* **Given exercise**
Your task is to copy the listing exactly, with the pictures left out.

* **Information shown**

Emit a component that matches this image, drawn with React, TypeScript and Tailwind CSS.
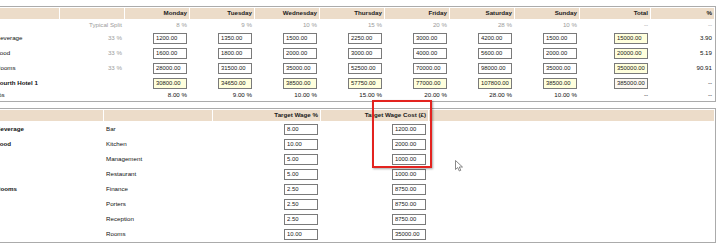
import React from "react";

const days = ["Monday", "Tuesday", "Wednesday", "Thursday", "Friday", "Saturday", "Sunday"];
const split = ["8 %", "9 %", "10 %", "15 %", "20 %", "28 %", "10 %"];

const rows = [
  { label: "Beverage", share: "33 %", values: ["1200.00", "1350.00", "1500.00", "2250.00", "3000.00", "4200.00", "1500.00"], total: "15000.00", pct: "3.90" },
  { label: "Food", share: "33 %", values: ["1600.00", "1800.00", "2000.00", "3000.00", "4000.00", "5600.00", "2000.00"], total: "20000.00", pct: "5.19" },
  { label: "Rooms", share: "33 %", values: ["28000.00", "31500.00", "35000.00", "52500.00", "70000.00", "98000.00", "35000.00"], total: "350000.00", pct: "90.91" },
];

const hotelTotals = ["30800.00", "34650.00", "38500.00", "57750.00", "77000.00", "107800.00", "38500.00"];
const percents = ["8.00 %", "9.00 %", "10.00 %", "15.00 %", "20.00 %", "28.00 %", "10.00 %"];

const wages = [
  { dept: "Beverage", area: "Bar", pct: "8.00", cost: "1200.00" },
  { dept: "Food", area: "Kitchen", pct: "10.00", cost: "2000.00" },
  { dept: "", area: "Management", pct: "5.00", cost: "1000.00" },
  { dept: "", area: "Restaurant", pct: "5.00", cost: "1000.00" },
  { dept: "Rooms", area: "Finance", pct: "2.50", cost: "8750.00" },
  { dept: "", area: "Porters", pct: "2.50", cost: "8750.00" },
  { dept: "", area: "Reception", pct: "2.50", cost: "8750.00" },
  { dept: "", area: "Rooms", pct: "10.00", cost: "35000.00" },
];

function Box({ value, tone = "white" }: { value: string; tone?: "white" | "yellow" | "cream" }) {
  const bg = tone === "yellow" ? "bg-[#ffffdc]" : tone === "cream" ? "bg-[#fcf8f1]" : "bg-white";
  return (
    <input
      readOnly
      value={value}
      className={`inline-block align-middle w-[34px] h-[11px] border border-[#7a7a7a] pl-[2px] pr-0 text-[5.9px] leading-none text-[#1a1a1a] outline-none ${bg}`}
    />
  );
}

const th = "bg-[#ecdcc9] px-[2px] text-right font-bold text-[#1a1a1a] h-[11px] p-0";
const td = "px-[2px] py-0 text-right";

export default function App() {
  return (
    <div className="relative w-[720px] h-[246px] overflow-hidden bg-white" style={{ fontFamily: '"Liberation Sans", Arial, sans-serif' }}>
      <div className="-ml-[8px] w-[724px] pt-[6px] text-[6.2px] leading-none text-[#111]">
        <table className="w-[724px] table-fixed border-separate border-spacing-[1px] border border-[#ababab]">
          <thead>
            <tr>
              <th className={`${th} w-[65px]`}></th>
              <th className={`${th} w-[64px]`}></th>
              {days.map((d) => (
                <th key={d} className={`${th} w-[64px]`}>{d}</th>
              ))}
              <th className={`${th} w-[70px]`}>Total</th>
              <th className={th}>%</th>
            </tr>
          </thead>
          <tbody>
            <tr className="h-[10px] text-[#9c9c9c]">
              <td className={td}></td>
              <td className={td}>Typical Split</td>
              {split.map((s, i) => (
                <td key={i} className={td}>{s}</td>
              ))}
              <td className={td}>--</td>
              <td className={td}>--</td>
            </tr>
            {rows.map((r) => (
              <tr key={r.label} className="h-[14px]">
                <td className="px-[2px] py-0 text-left">{r.label}</td>
                <td className={`${td} text-[#9c9c9c]`}>{r.share}</td>
                {r.values.map((v, i) => (
                  <td key={i} className={td}><Box value={v} /></td>
                ))}
                <td className={td}><Box value={r.total} tone="yellow" /></td>
                <td className={td}>{r.pct}</td>
              </tr>
            ))}
            <tr className="h-[14px]">
              <td className="px-[2px] py-0 text-left font-bold whitespace-nowrap">Fourth Hotel 1</td>
              <td className={td}></td>
              {hotelTotals.map((v, i) => (
                <td key={i} className={td}><Box value={v} tone="yellow" /></td>
              ))}
              <td className={td}><Box value="385000.00" tone="cream" /></td>
              <td className={td}>--</td>
            </tr>
            <tr className="h-[9px]">
              <td className="px-[2px] py-0 text-left">%s</td>
              <td className={td}></td>
              {percents.map((p, i) => (
                <td key={i} className={td}>{p}</td>
              ))}
              <td className={td}>--</td>
              <td className={td}>--</td>
            </tr>
          </tbody>
        </table>

        <table className="mt-[6px] w-[724px] table-fixed border-separate border-spacing-[1px] border border-[#ababab]">
          <thead>
            <tr>
              <th className={`${th} w-[109px]`}></th>
              <th className={`${th} w-[108px]`}></th>
              <th className={`${th} w-[107px]`}>Target Wage %</th>
              <th className={`${th} w-[107px]`}>Target Wage Cost (£)</th>
              <th className={th}></th>
            </tr>
          </thead>
          <tbody>
            {wages.map((w, i) => (
              <tr key={i} className="h-[14px]">
                <td className="px-[2px] py-0 text-left font-bold">{w.dept}</td>
                <td className="px-[2px] py-0 text-left">{w.area}</td>
                <td className={td}><Box value={w.pct} /></td>
                <td className={td}><Box value={w.cost} /></td>
                <td></td>
              </tr>
            ))}
          </tbody>
        </table>
      </div>

      <div className="absolute left-[372px] top-[100px] w-[60px] h-[68px] border-2 border-[#e3231f] shadow-[1px_1px_2px_rgba(0,0,0,0.35)]"></div>

      <svg className="absolute left-[455px] top-[160px]" width="9" height="12" viewBox="0 0 9 12">
        <path d="M0.5 0.5 L0.5 9.5 L2.7 7.5 L4.3 11 L5.8 10.3 L4.3 7 L7.5 7 Z" fill="white" stroke="#6b6b6b" strokeWidth="0.8" strokeLinejoin="round" />
      </svg>
    </div>
  );
}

* **Task answer**
Emit a component that matches this image, drawn with React, TypeScript and Tailwind CSS.
import React from "react";

const days = ["Monday", "Tuesday", "Wednesday", "Thursday", "Friday", "Saturday", "Sunday"];
const split = ["8 %", "9 %", "10 %", "15 %", "20 %", "28 %", "10 %"];

const rows = [
  { label: "Beverage", share: "33 %", values: ["1200.00", "1350.00", "1500.00", "2250.00", "3000.00", "4200.00", "1500.00"], total: "15000.00", pct: "3.90" },
  { label: "Food", share: "33 %", values: ["1600.00", "1800.00", "2000.00", "3000.00", "4000.00", "5600.00", "2000.00"], total: "20000.00", pct: "5.19" },
  { label: "Rooms", share: "33 %", values: ["28000.00", "31500.00", "35000.00", "52500.00", "70000.00", "98000.00", "35000.00"], total: "350000.00", pct: "90.91" },
];

const hotelTotals = ["30800.00", "34650.00", "38500.00", "57750.00", "77000.00", "107800.00", "38500.00"];
const percents = ["8.00 %", "9.00 %", "10.00 %", "15.00 %", "20.00 %", "28.00 %", "10.00 %"];

const wages = [
  { dept: "Beverage", area: "Bar", pct: "8.00", cost: "1200.00" },
  { dept: "Food", area: "Kitchen", pct: "10.00", cost: "2000.00" },
  { dept: "", area: "Management", pct: "5.00", cost: "1000.00" },
  { dept: "", area: "Restaurant", pct: "5.00", cost: "1000.00" },
  { dept: "Rooms", area: "Finance", pct: "2.50", cost: "8750.00" },
  { dept: "", area: "Porters", pct: "2.50", cost: "8750.00" },
  { dept: "", area: "Reception", pct: "2.50", cost: "8750.00" },
  { dept: "", area: "Rooms", pct: "10.00", cost: "35000.00" },
];

function Box({ value, tone = "white" }: { value: string; tone?: "white" | "yellow" | "cream" }) {
  const bg = tone === "yellow" ? "bg-[#ffffdc]" : tone === "cream" ? "bg-[#fcf8f1]" : "bg-white";
  return (
    <input
      readOnly
      value={value}
      className={`inline-block align-middle w-[34px] h-[11px] border border-[#7a7a7a] pl-[2px] pr-0 text-[5.9px] leading-none text-[#1a1a1a] outline-none ${bg}`}
    />
  );
}

const th = "bg-[#ecdcc9] px-[2px] text-right font-bold text-[#1a1a1a] h-[11px] p-0";
const td = "px-[2px] py-0 text-right";

export default function App() {
  return (
    <div className="relative w-[720px] h-[246px] overflow-hidden bg-white" style={{ fontFamily: '"Liberation Sans", Arial, sans-serif' }}>
      <div className="-ml-[8px] w-[724px] pt-[6px] text-[6.2px] leading-none text-[#111]">
        <table className="w-[724px] table-fixed border-separate border-spacing-[1px] border border-[#ababab]">
          <thead>
            <tr>
              <th className={`${th} w-[65px]`}></th>
              <th className={`${th} w-[64px]`}></th>
              {days.map((d) => (
                <th key={d} className={`${th} w-[64px]`}>{d}</th>
              ))}
              <th className={`${th} w-[70px]`}>Total</th>
              <th className={th}>%</th>
            </tr>
          </thead>
          <tbody>
            <tr className="h-[10px] text-[#9c9c9c]">
              <td className={td}></td>
              <td className={td}>Typical Split</td>
              {split.map((s, i) => (
                <td key={i} className={td}>{s}</td>
              ))}
              <td className={td}>--</td>
              <td className={td}>--</td>
            </tr>
            {rows.map((r) => (
              <tr key={r.label} className="h-[14px]">
                <td className="px-[2px] py-0 text-left">{r.label}</td>
                <td className={`${td} text-[#9c9c9c]`}>{r.share}</td>
                {r.values.map((v, i) => (
                  <td key={i} className={td}><Box value={v} /></td>
                ))}
                <td className={td}><Box value={r.total} tone="yellow" /></td>
                <td className={td}>{r.pct}</td>
              </tr>
            ))}
            <tr className="h-[14px]">
              <td className="px-[2px] py-0 text-left font-bold whitespace-nowrap">Fourth Hotel 1</td>
              <td className={td}></td>
              {hotelTotals.map((v, i) => (
                <td key={i} className={td}><Box value={v} tone="yellow" /></td>
              ))}
              <td className={td}><Box value="385000.00" tone="cream" /></td>
              <td className={td}>--</td>
            </tr>
            <tr className="h-[9px]">
              <td className="px-[2px] py-0 text-left">%s</td>
              <td className={td}></td>
              {percents.map((p, i) => (
                <td key={i} className={td}>{p}</td>
              ))}
              <td className={td}>--</td>
              <td className={td}>--</td>
            </tr>
          </tbody>
        </table>

        <table className="mt-[6px] w-[724px] table-fixed border-separate border-spacing-[1px] border border-[#ababab]">
          <thead>
            <tr>
              <th className={`${th} w-[109px]`}></th>
              <th className={`${th} w-[108px]`}></th>
              <th className={`${th} w-[107px]`}>Target Wage %</th>
              <th className={`${th} w-[107px]`}>Target Wage Cost (£)</th>
              <th className={th}></th>
            </tr>
          </thead>
          <tbody>
            {wages.map((w, i) => (
              <tr key={i} className="h-[14px]">
                <td className="px-[2px] py-0 text-left font-bold">{w.dept}</td>
                <td className="px-[2px] py-0 text-left">{w.area}</td>
                <td className={td}><Box value={w.pct} /></td>
                <td className={td}><Box value={w.cost} /></td>
                <td></td>
              </tr>
            ))}
          </tbody>
        </table>
      </div>

      <div className="absolute left-[372px] top-[100px] w-[60px] h-[68px] border-2 border-[#e3231f] shadow-[1px_1px_2px_rgba(0,0,0,0.35)]"></div>

      <svg className="absolute left-[455px] top-[160px]" width="9" height="12" viewBox="0 0 9 12">
        <path d="M0.5 0.5 L0.5 9.5 L2.7 7.5 L4.3 11 L5.8 10.3 L4.3 7 L7.5 7 Z" fill="white" stroke="#6b6b6b" strokeWidth="0.8" strokeLinejoin="round" />
      </svg>
    </div>
  );
}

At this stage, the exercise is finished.